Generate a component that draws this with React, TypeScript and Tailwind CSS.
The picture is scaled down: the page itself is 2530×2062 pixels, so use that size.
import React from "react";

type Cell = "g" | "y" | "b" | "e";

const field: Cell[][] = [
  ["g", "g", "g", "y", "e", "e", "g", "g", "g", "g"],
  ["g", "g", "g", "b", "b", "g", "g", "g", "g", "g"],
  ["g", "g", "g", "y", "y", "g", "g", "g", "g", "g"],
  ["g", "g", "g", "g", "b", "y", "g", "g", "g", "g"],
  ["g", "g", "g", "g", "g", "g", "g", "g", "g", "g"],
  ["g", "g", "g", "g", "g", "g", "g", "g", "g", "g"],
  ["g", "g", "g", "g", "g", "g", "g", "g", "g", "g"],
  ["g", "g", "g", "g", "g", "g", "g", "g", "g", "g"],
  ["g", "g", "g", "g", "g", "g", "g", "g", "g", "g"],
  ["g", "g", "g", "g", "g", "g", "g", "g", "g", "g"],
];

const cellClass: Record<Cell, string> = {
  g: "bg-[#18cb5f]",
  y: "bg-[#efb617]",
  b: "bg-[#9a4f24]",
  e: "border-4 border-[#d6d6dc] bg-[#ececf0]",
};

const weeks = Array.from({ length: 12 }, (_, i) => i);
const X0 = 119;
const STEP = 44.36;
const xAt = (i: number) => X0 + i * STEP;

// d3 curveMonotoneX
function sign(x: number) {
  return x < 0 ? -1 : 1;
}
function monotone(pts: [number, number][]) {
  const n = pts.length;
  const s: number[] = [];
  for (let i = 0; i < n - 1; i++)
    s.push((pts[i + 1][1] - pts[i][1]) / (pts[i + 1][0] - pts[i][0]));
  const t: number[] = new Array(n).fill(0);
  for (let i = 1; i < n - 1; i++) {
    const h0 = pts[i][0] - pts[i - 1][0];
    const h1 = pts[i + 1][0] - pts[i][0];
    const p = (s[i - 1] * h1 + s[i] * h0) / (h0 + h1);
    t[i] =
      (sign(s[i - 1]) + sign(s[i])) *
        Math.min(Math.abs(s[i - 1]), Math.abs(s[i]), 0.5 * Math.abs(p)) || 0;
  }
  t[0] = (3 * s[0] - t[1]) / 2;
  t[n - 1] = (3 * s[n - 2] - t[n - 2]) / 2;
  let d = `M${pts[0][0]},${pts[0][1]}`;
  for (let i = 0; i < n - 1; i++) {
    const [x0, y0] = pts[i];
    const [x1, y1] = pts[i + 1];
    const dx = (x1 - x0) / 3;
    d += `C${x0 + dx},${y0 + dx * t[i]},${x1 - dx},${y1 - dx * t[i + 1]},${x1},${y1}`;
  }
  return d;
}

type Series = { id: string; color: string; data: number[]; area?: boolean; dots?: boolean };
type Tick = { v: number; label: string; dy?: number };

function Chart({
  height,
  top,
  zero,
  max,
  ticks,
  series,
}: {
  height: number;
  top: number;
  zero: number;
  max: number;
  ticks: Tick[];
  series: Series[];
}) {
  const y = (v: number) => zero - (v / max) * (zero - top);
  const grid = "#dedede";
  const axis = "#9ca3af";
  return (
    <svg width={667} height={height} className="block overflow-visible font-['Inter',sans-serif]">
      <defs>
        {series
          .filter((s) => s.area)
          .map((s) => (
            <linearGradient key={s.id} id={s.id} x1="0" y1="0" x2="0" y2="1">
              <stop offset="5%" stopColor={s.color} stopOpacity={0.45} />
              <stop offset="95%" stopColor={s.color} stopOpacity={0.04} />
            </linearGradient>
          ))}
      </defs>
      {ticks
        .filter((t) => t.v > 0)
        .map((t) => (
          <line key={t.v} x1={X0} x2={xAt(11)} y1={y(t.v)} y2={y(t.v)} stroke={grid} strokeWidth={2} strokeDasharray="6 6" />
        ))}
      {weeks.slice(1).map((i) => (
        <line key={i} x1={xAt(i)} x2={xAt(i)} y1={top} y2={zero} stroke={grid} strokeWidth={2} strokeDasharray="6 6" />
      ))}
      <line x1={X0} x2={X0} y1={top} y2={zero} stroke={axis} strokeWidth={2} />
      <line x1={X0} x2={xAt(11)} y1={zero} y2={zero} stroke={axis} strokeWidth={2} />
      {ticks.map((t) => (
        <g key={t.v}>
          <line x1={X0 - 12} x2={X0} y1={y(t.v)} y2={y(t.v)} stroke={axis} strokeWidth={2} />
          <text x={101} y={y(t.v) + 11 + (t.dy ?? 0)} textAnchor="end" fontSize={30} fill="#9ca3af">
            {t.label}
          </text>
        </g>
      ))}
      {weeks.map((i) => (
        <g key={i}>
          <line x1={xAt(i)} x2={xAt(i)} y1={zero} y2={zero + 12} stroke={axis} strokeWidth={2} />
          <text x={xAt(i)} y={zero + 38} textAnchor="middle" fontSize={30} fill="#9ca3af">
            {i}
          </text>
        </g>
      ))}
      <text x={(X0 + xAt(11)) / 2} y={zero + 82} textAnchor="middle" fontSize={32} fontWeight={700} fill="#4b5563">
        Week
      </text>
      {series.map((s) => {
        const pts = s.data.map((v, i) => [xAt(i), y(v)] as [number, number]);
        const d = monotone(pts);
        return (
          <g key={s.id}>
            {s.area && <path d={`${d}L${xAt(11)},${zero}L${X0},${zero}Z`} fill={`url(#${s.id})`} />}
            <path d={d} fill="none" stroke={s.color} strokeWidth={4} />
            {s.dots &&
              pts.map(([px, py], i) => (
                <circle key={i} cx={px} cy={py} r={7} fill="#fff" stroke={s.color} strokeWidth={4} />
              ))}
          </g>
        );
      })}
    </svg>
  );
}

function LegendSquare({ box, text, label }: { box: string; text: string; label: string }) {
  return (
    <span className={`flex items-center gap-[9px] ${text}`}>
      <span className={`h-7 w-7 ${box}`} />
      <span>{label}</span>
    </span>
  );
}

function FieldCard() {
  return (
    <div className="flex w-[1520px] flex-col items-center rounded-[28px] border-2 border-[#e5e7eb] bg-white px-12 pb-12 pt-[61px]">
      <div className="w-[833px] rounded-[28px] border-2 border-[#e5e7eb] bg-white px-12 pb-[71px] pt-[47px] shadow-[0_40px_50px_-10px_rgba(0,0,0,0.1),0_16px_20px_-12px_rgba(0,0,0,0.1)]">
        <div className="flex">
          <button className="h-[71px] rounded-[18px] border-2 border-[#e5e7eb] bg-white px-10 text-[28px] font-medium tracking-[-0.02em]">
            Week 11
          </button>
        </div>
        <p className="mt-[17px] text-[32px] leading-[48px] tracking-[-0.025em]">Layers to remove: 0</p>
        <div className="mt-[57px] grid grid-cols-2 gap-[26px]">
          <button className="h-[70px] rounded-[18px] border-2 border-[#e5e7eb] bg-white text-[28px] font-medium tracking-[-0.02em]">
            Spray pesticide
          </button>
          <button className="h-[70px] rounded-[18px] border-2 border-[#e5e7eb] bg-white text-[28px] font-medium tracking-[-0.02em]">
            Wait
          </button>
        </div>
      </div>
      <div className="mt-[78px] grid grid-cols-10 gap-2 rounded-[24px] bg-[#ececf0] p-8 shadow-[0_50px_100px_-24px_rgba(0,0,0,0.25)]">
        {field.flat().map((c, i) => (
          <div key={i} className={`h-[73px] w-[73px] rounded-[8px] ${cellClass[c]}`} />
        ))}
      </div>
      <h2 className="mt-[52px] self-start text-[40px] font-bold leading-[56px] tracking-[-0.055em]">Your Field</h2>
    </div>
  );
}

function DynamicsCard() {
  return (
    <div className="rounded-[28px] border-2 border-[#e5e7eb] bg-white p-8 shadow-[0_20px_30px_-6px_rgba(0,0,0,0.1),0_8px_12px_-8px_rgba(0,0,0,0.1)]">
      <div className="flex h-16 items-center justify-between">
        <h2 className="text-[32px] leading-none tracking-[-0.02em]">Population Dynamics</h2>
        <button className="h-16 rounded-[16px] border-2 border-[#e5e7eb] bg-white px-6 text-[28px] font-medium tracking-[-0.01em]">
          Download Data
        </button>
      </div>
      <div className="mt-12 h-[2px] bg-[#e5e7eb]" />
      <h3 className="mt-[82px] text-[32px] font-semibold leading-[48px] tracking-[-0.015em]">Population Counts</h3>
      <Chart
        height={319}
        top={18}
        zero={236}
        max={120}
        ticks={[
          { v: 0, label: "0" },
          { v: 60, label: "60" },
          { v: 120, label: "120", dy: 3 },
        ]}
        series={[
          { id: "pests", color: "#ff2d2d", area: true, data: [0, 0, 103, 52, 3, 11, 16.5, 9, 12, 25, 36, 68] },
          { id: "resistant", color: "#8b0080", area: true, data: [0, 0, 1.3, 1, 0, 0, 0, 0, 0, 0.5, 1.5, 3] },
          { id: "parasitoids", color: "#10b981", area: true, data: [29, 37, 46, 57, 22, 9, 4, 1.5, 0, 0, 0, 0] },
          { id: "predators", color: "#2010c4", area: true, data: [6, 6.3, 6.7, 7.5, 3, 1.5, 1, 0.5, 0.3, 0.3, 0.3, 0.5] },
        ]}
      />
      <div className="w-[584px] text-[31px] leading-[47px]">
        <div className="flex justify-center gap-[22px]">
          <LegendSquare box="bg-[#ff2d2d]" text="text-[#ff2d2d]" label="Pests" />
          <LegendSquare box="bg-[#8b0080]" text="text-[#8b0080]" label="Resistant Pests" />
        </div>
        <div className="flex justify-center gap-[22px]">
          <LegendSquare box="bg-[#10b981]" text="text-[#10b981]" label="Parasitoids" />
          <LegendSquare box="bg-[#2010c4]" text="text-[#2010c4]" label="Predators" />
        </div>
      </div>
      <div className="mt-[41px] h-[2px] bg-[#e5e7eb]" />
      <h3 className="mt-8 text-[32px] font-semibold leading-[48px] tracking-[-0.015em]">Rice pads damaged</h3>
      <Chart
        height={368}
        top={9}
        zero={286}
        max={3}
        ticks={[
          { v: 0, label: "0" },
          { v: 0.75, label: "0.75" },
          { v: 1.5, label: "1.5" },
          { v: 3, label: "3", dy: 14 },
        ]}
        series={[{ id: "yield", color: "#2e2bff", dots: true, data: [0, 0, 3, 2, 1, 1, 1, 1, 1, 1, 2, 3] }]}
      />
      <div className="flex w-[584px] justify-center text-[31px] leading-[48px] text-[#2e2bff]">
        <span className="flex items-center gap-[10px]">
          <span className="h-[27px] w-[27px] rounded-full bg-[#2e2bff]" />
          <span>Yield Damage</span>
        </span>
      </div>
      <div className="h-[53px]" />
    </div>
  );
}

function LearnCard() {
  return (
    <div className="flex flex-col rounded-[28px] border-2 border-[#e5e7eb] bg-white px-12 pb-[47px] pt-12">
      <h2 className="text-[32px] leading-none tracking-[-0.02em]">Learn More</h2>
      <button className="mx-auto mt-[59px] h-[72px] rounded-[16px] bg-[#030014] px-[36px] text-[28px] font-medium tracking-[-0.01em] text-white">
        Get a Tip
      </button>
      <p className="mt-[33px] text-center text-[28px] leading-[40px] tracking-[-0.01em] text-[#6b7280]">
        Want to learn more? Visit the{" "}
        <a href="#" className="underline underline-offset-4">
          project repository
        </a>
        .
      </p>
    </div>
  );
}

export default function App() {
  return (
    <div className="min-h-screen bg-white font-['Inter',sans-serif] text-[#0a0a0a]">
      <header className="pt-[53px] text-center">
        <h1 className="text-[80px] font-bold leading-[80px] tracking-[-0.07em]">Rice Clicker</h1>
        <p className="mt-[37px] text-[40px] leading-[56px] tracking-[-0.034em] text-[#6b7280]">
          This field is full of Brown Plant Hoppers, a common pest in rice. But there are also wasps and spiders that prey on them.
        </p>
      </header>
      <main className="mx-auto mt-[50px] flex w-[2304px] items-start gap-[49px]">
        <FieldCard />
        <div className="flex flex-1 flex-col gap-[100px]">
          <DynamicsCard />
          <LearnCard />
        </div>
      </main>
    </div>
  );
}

+---+

_TASK BRIEF_
Identify each line holding the string "that", and copy it out.

_SOLVED PROBLEM_
Generate a component that draws this with React, TypeScript and Tailwind CSS.
The picture is scaled down: the page itself is 2530×2062 pixels, so use that size.
          This field is full of Brown Plant Hoppers, a common pest in rice. But there are also wasps and spiders that prey on them.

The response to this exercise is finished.